Task directions:
Strip the pictures and reproduce the rest of the listing exactly.

[Data items]
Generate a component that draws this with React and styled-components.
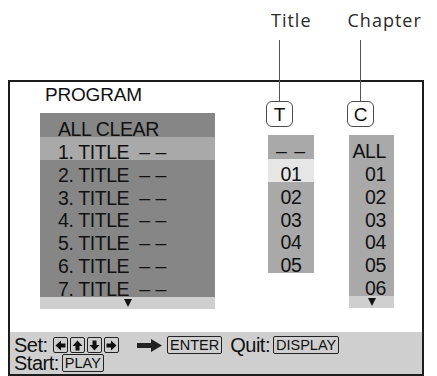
import React from "react";
import styled, { createGlobalStyle } from "styled-components";

const GlobalStyle = createGlobalStyle`
  html, body { margin: 0; padding: 0; background: #fff; }
  body { font-family: "Liberation Sans", Arial, sans-serif; color: #111; }
`;

const Page = styled.div`
  width: 437px;
  height: 376px;
  overflow: hidden;
`;

const Header = styled.div`
  height: 80px;
  box-sizing: border-box;
  display: flex;
  gap: 36px;
  padding: 8px 0 0 271px;
`;

const Label = styled.span`
  font-family: "Open Sans", sans-serif;
  font-size: 18px;
  line-height: 24px;
  letter-spacing: 1px;
  color: #2a2a2a;
`;

const Frame = styled.div`
  margin-left: 8px;
  width: 416px;
  height: 296px;
  box-sizing: border-box;
  border: 2px solid #1c1c1c;
  display: flex;
  flex-direction: column;
`;

const Main = styled.div`
  flex: 1;
  display: flex;
  padding-left: 30px;
`;

const LeftCol = styled.div`
  width: 175px;
  display: flex;
  flex-direction: column;
`;

const Heading = styled.div`
  font-size: 19px;
  line-height: 22px;
  padding: 2px 0 0 5px;
  letter-spacing: -0.2px;
`;

const Panel = styled.div`
  margin-top: ${(p) => p.$mt || 0}px;
  background: ${(p) => p.$bg};
  display: flex;
  flex-direction: column;
`;

const Rows = styled.div`
  height: ${(p) => (p.$h ? `${p.$h}px` : "auto")};
  overflow: hidden;
  padding-top: 1px;
  box-sizing: border-box;
`;

const Row = styled.div`
  height: 22.86px;
  box-sizing: border-box;
  padding: 6px ${(p) => p.$pr || 0}px 0 ${(p) => p.$pl || 0}px;
  font-size: 19.5px;
  line-height: 19px;
  letter-spacing: -0.4px;
  white-space: nowrap;
  text-align: ${(p) => p.$align || "left"};
  background: ${(p) => p.$hl || "transparent"};
`;

const Dashes = styled.span`
  margin-left: ${(p) => p.$ml || 0}px;
  letter-spacing: ${(p) => p.$ls || 0}px;
`;

const Strip = styled.div`
  height: 12px;
  background: #cfcfcf;
  display: flex;
  justify-content: center;
  align-items: center;
`;

const DownTri = styled.div`
  width: 0;
  height: 0;
  border-left: 4px solid transparent;
  border-right: 4px solid transparent;
  border-top: 8px solid #111;
`;

const SideCol = styled.div`
  margin-left: ${(p) => p.$ml}px;
  width: ${(p) => p.$w}px;
  padding-top: 19px;
  display: flex;
  flex-direction: column;
`;

const Badge = styled.div`
  position: relative;
  margin-left: -2px;
  width: 27px;
  height: 26px;
  box-sizing: border-box;
  border: 1.5px solid #4a4a4a;
  border-radius: 6px;
  display: flex;
  align-items: center;
  justify-content: center;
  font-size: 19px;
  line-height: 19px;
  &::before {
    content: "";
    position: absolute;
    left: calc(50% - 0.75px);
    bottom: calc(100% + 1.5px);
    width: 1.5px;
    height: 61px;
    background: #555;
  }
`;

const Bar = styled.div`
  height: 42px;
  box-sizing: border-box;
  background: #cfcfcf;
  padding: 4px 0 0 4px;
  font-size: 20px;
  letter-spacing: -0.5px;
`;

const BarLine = styled.div`
  display: flex;
  align-items: center;
  height: 18px;
  line-height: 18px;
  white-space: nowrap;
`;

const Keys = styled.div`
  display: flex;
  gap: 1.5px;
  margin-left: 5px;
`;

const Key = styled.div`
  width: 15.5px;
  height: 16px;
  box-sizing: border-box;
  border: 1.5px solid #222;
  border-radius: 2px;
  display: flex;
  align-items: center;
  justify-content: center;
  svg { transform: rotate(${(p) => p.$rot}deg); }
`;

const Tag = styled.span`
  margin-left: ${(p) => p.$ml || 0}px;
  height: 18px;
  box-sizing: border-box;
  border: 1.5px solid #222;
  border-radius: 2px;
  padding: 0 2px;
  font-size: 14.5px;
  line-height: 15px;
  letter-spacing: 0;
  display: flex;
  align-items: center;
`;

const Word = styled.span`
  margin-left: ${(p) => p.$ml || 0}px;
`;

const BigArrow = styled.svg`
  margin-left: 18px;
`;

const KeyArrow = () => (
  <svg width="11" height="11" viewBox="0 0 11 11">
    <polygon points="0.5,5.5 6,0.5 6,3.5 10.5,3.5 10.5,7.5 6,7.5 6,10.5" fill="#111" />
  </svg>
);

const titles = [1, 2, 3, 4, 5, 6, 7];

export default function App() {
  return (
    <Page>
      <GlobalStyle />
      <Header>
        <Label>Title</Label>
        <Label>Chapter</Label>
      </Header>
      <Frame>
        <Main>
          <LeftCol>
            <Heading>PROGRAM</Heading>
            <Panel $mt={7} $bg="#868686">
              <Rows $h={184}>
                <Row $pl={18}>ALL CLEAR</Row>
                {titles.map((n) => (
                  <Row key={n} $pl={18} $hl={n === 1 ? "#a9a9a9" : undefined}>
                    {n}. TITLE
                    <Dashes $ml={10}>– –</Dashes>
                  </Row>
                ))}
              </Rows>
              <Strip>
                <DownTri />
              </Strip>
            </Panel>
          </LeftCol>

          <SideCol $ml={53} $w={46}>
            <Badge>T</Badge>
            <Panel $mt={8} $bg="#a9a9a9">
              <Rows>
                <Row $align="center">
                  <Dashes $ls={1}>– –</Dashes>
                </Row>
                <Row $align="center" $hl="#e6e6e6">01</Row>
                <Row $align="center">02</Row>
                <Row $align="center">03</Row>
                <Row $align="center">04</Row>
                <Row $align="center">05</Row>
              </Rows>
            </Panel>
          </SideCol>

          <SideCol $ml={35} $w={45}>
            <Badge>C</Badge>
            <Panel $mt={8} $bg="#a9a9a9">
              <Rows $h={161}>
                <Row $align="right" $pr={8}>ALL</Row>
                {["01", "02", "03", "04", "05", "06"].map((c) => (
                  <Row key={c} $align="right" $pr={8}>
                    {c}
                  </Row>
                ))}
              </Rows>
              <Strip>
                <DownTri />
              </Strip>
            </Panel>
          </SideCol>
        </Main>

        <Bar>
          <BarLine>
            <span>Set:</span>
            <Keys>
              <Key $rot={0}><KeyArrow /></Key>
              <Key $rot={90}><KeyArrow /></Key>
              <Key $rot={-90}><KeyArrow /></Key>
              <Key $rot={180}><KeyArrow /></Key>
            </Keys>
            <BigArrow width="25" height="13" viewBox="0 0 25 13">
              <polygon points="0,4 14,4 14,0 25,6.5 14,13 14,9 0,9" fill="#222" />
            </BigArrow>
            <Tag $ml={5}>ENTER</Tag>
            <Word $ml={8}>Quit:</Word>
            <Tag $ml={3}>DISPLAY</Tag>
          </BarLine>
          <BarLine>
            <span>Start:</span>
            <Tag $ml={3}>PLAY</Tag>
          </BarLine>
        </Bar>
      </Frame>
    </Page>
  );
}
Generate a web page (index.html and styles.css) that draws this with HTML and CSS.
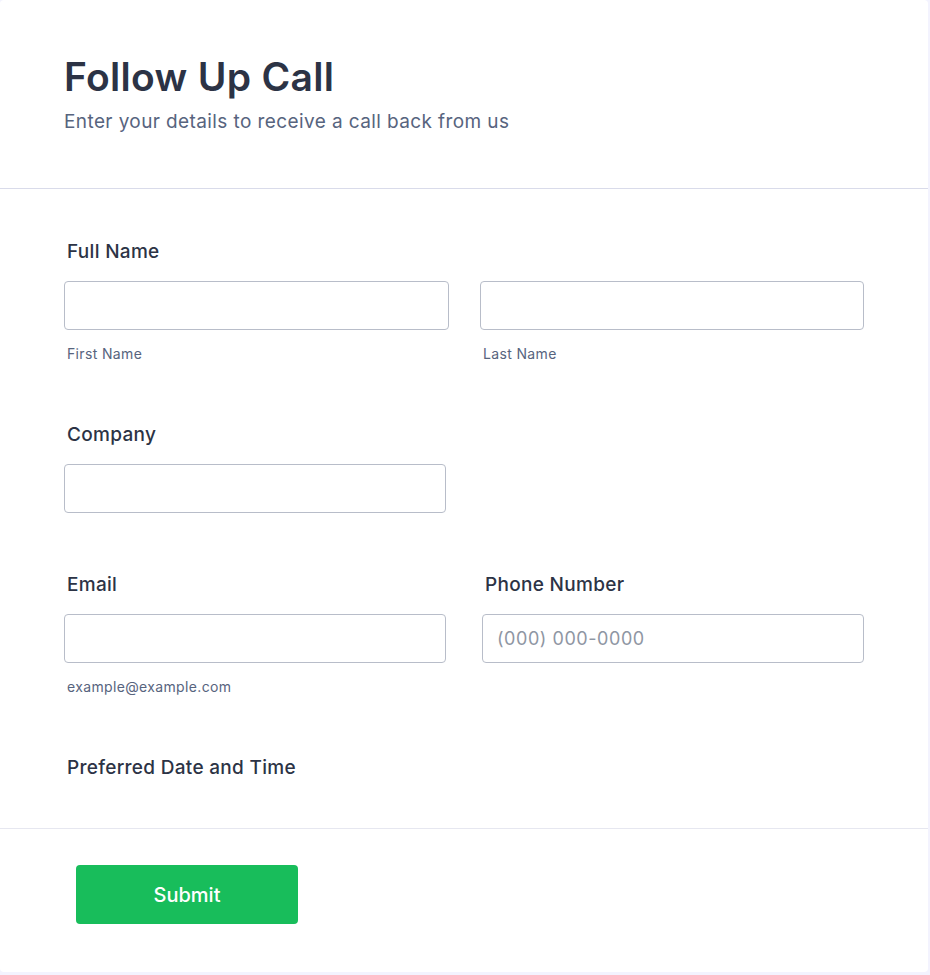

Answer for this exercise:
Generate a component that draws this with React and styled-components.
import React from "react";
import styled, { createGlobalStyle } from "styled-components";

const GlobalStyle = createGlobalStyle`
  html, body { margin: 0; padding: 0; background: #fff; }
  body { font-family: "Liberation Sans", Arial, sans-serif; color: #111; }
`;

const Page = styled.div`
  width: 437px;
  height: 376px;
  overflow: hidden;
`;

const Header = styled.div`
  height: 80px;
  box-sizing: border-box;
  display: flex;
  gap: 36px;
  padding: 8px 0 0 271px;
`;

const Label = styled.span`
  font-family: "Open Sans", sans-serif;
  font-size: 18px;
  line-height: 24px;
  letter-spacing: 1px;
  color: #2a2a2a;
`;

const Frame = styled.div`
  margin-left: 8px;
  width: 416px;
  height: 296px;
  box-sizing: border-box;
  border: 2px solid #1c1c1c;
  display: flex;
  flex-direction: column;
`;

const Main = styled.div`
  flex: 1;
  display: flex;
  padding-left: 30px;
`;

const LeftCol = styled.div`
  width: 175px;
  display: flex;
  flex-direction: column;
`;

const Heading = styled.div`
  font-size: 19px;
  line-height: 22px;
  padding: 2px 0 0 5px;
  letter-spacing: -0.2px;
`;

const Panel = styled.div`
  margin-top: ${(p) => p.$mt || 0}px;
  background: ${(p) => p.$bg};
  display: flex;
  flex-direction: column;
`;

const Rows = styled.div`
  height: ${(p) => (p.$h ? `${p.$h}px` : "auto")};
  overflow: hidden;
  padding-top: 1px;
  box-sizing: border-box;
`;

const Row = styled.div`
  height: 22.86px;
  box-sizing: border-box;
  padding: 6px ${(p) => p.$pr || 0}px 0 ${(p) => p.$pl || 0}px;
  font-size: 19.5px;
  line-height: 19px;
  letter-spacing: -0.4px;
  white-space: nowrap;
  text-align: ${(p) => p.$align || "left"};
  background: ${(p) => p.$hl || "transparent"};
`;

const Dashes = styled.span`
  margin-left: ${(p) => p.$ml || 0}px;
  letter-spacing: ${(p) => p.$ls || 0}px;
`;

const Strip = styled.div`
  height: 12px;
  background: #cfcfcf;
  display: flex;
  justify-content: center;
  align-items: center;
`;

const DownTri = styled.div`
  width: 0;
  height: 0;
  border-left: 4px solid transparent;
  border-right: 4px solid transparent;
  border-top: 8px solid #111;
`;

const SideCol = styled.div`
  margin-left: ${(p) => p.$ml}px;
  width: ${(p) => p.$w}px;
  padding-top: 19px;
  display: flex;
  flex-direction: column;
`;

const Badge = styled.div`
  position: relative;
  margin-left: -2px;
  width: 27px;
  height: 26px;
  box-sizing: border-box;
  border: 1.5px solid #4a4a4a;
  border-radius: 6px;
  display: flex;
  align-items: center;
  justify-content: center;
  font-size: 19px;
  line-height: 19px;
  &::before {
    content: "";
    position: absolute;
    left: calc(50% - 0.75px);
    bottom: calc(100% + 1.5px);
    width: 1.5px;
    height: 61px;
    background: #555;
  }
`;

const Bar = styled.div`
  height: 42px;
  box-sizing: border-box;
  background: #cfcfcf;
  padding: 4px 0 0 4px;
  font-size: 20px;
  letter-spacing: -0.5px;
`;

const BarLine = styled.div`
  display: flex;
  align-items: center;
  height: 18px;
  line-height: 18px;
  white-space: nowrap;
`;

const Keys = styled.div`
  display: flex;
  gap: 1.5px;
  margin-left: 5px;
`;

const Key = styled.div`
  width: 15.5px;
  height: 16px;
  box-sizing: border-box;
  border: 1.5px solid #222;
  border-radius: 2px;
  display: flex;
  align-items: center;
  justify-content: center;
  svg { transform: rotate(${(p) => p.$rot}deg); }
`;

const Tag = styled.span`
  margin-left: ${(p) => p.$ml || 0}px;
  height: 18px;
  box-sizing: border-box;
  border: 1.5px solid #222;
  border-radius: 2px;
  padding: 0 2px;
  font-size: 14.5px;
  line-height: 15px;
  letter-spacing: 0;
  display: flex;
  align-items: center;
`;

const Word = styled.span`
  margin-left: ${(p) => p.$ml || 0}px;
`;

const BigArrow = styled.svg`
  margin-left: 18px;
`;

const KeyArrow = () => (
  <svg width="11" height="11" viewBox="0 0 11 11">
    <polygon points="0.5,5.5 6,0.5 6,3.5 10.5,3.5 10.5,7.5 6,7.5 6,10.5" fill="#111" />
  </svg>
);

const titles = [1, 2, 3, 4, 5, 6, 7];

export default function App() {
  return (
    <Page>
      <GlobalStyle />
      <Header>
        <Label>Title</Label>
        <Label>Chapter</Label>
      </Header>
      <Frame>
        <Main>
          <LeftCol>
            <Heading>PROGRAM</Heading>
            <Panel $mt={7} $bg="#868686">
              <Rows $h={184}>
                <Row $pl={18}>ALL CLEAR</Row>
                {titles.map((n) => (
                  <Row key={n} $pl={18} $hl={n === 1 ? "#a9a9a9" : undefined}>
                    {n}. TITLE
                    <Dashes $ml={10}>– –</Dashes>
                  </Row>
                ))}
              </Rows>
              <Strip>
                <DownTri />
              </Strip>
            </Panel>
          </LeftCol>

          <SideCol $ml={53} $w={46}>
            <Badge>T</Badge>
            <Panel $mt={8} $bg="#a9a9a9">
              <Rows>
                <Row $align="center">
                  <Dashes $ls={1}>– –</Dashes>
                </Row>
                <Row $align="center" $hl="#e6e6e6">01</Row>
                <Row $align="center">02</Row>
                <Row $align="center">03</Row>
                <Row $align="center">04</Row>
                <Row $align="center">05</Row>
              </Rows>
            </Panel>
          </SideCol>

          <SideCol $ml={35} $w={45}>
            <Badge>C</Badge>
            <Panel $mt={8} $bg="#a9a9a9">
              <Rows $h={161}>
                <Row $align="right" $pr={8}>ALL</Row>
                {["01", "02", "03", "04", "05", "06"].map((c) => (
                  <Row key={c} $align="right" $pr={8}>
                    {c}
                  </Row>
                ))}
              </Rows>
              <Strip>
                <DownTri />
              </Strip>
            </Panel>
          </SideCol>
        </Main>

        <Bar>
          <BarLine>
            <span>Set:</span>
            <Keys>
              <Key $rot={0}><KeyArrow /></Key>
              <Key $rot={90}><KeyArrow /></Key>
              <Key $rot={-90}><KeyArrow /></Key>
              <Key $rot={180}><KeyArrow /></Key>
            </Keys>
            <BigArrow width="25" height="13" viewBox="0 0 25 13">
              <polygon points="0,4 14,4 14,0 25,6.5 14,13 14,9 0,9" fill="#222" />
            </BigArrow>
            <Tag $ml={5}>ENTER</Tag>
            <Word $ml={8}>Quit:</Word>
            <Tag $ml={3}>DISPLAY</Tag>
          </BarLine>
          <BarLine>
            <span>Start:</span>
            <Tag $ml={3}>PLAY</Tag>
          </BarLine>
        </Bar>
      </Frame>
    </Page>
  );
}
Generate a web page (index.html and styles.css) that draws this with HTML and CSS.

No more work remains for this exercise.